Machisa is also the chairperson of Crisis in Zimbabwe Coalition, a civil society organisation.
Critics of the ZANU-PF side of government are adamant that the latest arrest and detention of ZimRights officials gave credence to assertions that the State was clamping down on non-state players ahead of polls to be held this year.
Phillian Zamchiya, the regional coordinator of Crisis in Zimbabwe Coalition, says the arrests were designed to stifle as well as scare civil society ahead of polls.
"We condemn this calculated assault on activists meant to cow civil society organisations that are fighting for democratic reforms before the next watershed election. We reiterate our position that the political environment in Zimbabwe is not yet conducive for a free and fair election," says Zamchiya.
"We appeal for solidarity action, regional and international pressure on the Zimbabwe state to respect the rule of law. Such action is important to mitigate against a possible surge in the harassment and detention of activists especially as we head towards the general election," he said.
In terms of the amended Electoral Act, voter education is now the preserve of the Zimbabwe Electoral Commission (ZEC). The law also states that ZEC approves who could conduct voter education and what materials can be used for such a process.
Tawanda Chimhini, the director of the Election Resource Centre (ERC), says regulating organisations interested in conducting voter education was an international practice as it allows for regularisation of voter education and guards against deliberate misinformation.
The law also allows political parties to conduct voter education which, again, is the international practise.
Chimhini says the provisions regarding voter education can be a cause for concern especially when the capacity of ZEC becomes questionable in terms of finding resources to comprehensively conduct adequate voter education.
"ZEC is incapacitated hence the persistent calls to open up voter education to other players," he says.
Regarding voter registration, the Electoral Act subordinates the role of the Registrar of Voters to ZEC.

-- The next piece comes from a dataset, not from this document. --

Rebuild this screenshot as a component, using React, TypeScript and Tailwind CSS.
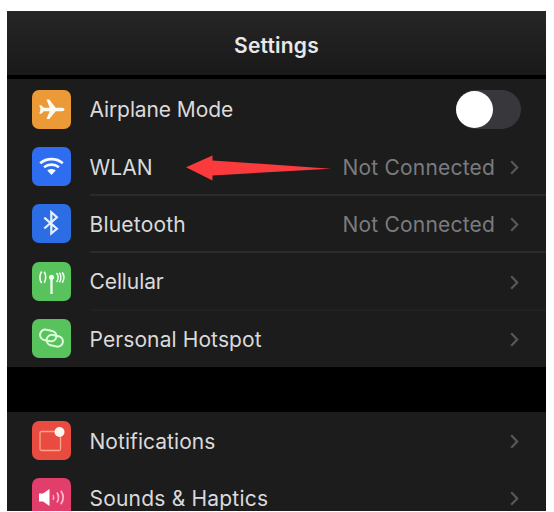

But Chimhini says that challenges that emerge from this provision relate to the issues around accountability and transparency. He says there are concerns over the voters' roll itself and the limited access to it.
"Given difficulties encountered in the past in accessing the roll and the criminalisation of any assessment of this critical document, there is limited confidence that the current provisions as per law, guard against possible electoral manipulation," he adds.
Civil society organisations are only speculating over the reasons behind their prohibition from conducting voter education as well as assisting the public in voter registration.
Critics say it may be logical and strategic for ZANU-PF to prevent another defeat at the looming polls, hence the preoccupation with closing space available for civic players in voter education.
Chimhini said elections have become a minefield in Zimbabwe.
While it had been hoped that the formation of the inclusive government would bring sanity in the manner in which various election stakeholders engage with each other and the election process, Zimbabweans have witnessed clear indications over the past six months that elections were indeed the preserve of ZEC, the RG's Office and political parties.
Any attempt by civic society groups to interrogate electoral processes, to access election information or to even engage with the voter has been met with severe intimidation ranging from police raids to interrogation and prolonged incarceration with very limited chances of getting bail.
This effectively means that participation in any electoral activity by civic society groupings has been criminalised and the role of the voter has been reduced to merely casting their vote, no questions asked, and even that role is not guaranteed.
Despite draconian measures to close democratic space, non-governmental organisations (NGOs) such as ERC continue to seek platforms for engagement with ZEC to register young people to vote.
ERC has been using various platforms such as X1G radio show on Star FM to raise awareness around the importance of voter registration ahead of the pending mobile voter registration exercise.
The organisation is also on facebook and twitter using new media to interact with young people on registration and other election issues.
Trevor Maisiri, a political analyst with the International Crisis Group, says while voter registration should be the mandate of ZEC, voter education should be carried out by civil society and NGOs.He said ZEC's responsibility is that of training and disseminating election information to civil society organisations and NGOs so that sufficient and accurate information is given to voters.
Both voter registration and education have become highly political and contested processes due to the political tensions and suspicions prevalent in Zimbabwe where civil society organisations have on many occasions been labelled "regime change" agents by ZANU-PF.
"Civil society organisations and NGOs have also, in many cases, given the long history of political challenges in Zimbabwe; alleged poor governance by ZANU-PF. This long history of friction is what has finally culminated in the friction and contestation in these processes," said Maisiri.
While ZEC has the sole responsibility for voter education under the amended Electoral Act, civil society and other actors can only engage in voter education with express permit from the commission through a registration exercise.
According to Tapera Kapuya, a political analyst, ZANU-PF's fears seem to be its perception that most NGOs were an extension of the Movement for Democratic Change (MDC) and therefore giving them an express remit to engage in voter education might be manipulated to advantage the MDC.
"Ordinarily, any citizen should be able to educate another on voting and electoral process. Attempts to limit electoral participation to mere voting are an affront to democracy. Voter education is so critical in citizens' electoral participation to be so regulated. The implications of the current law is that it is illegal for any person to talk to another about how, why or where to vote," said Kapuya.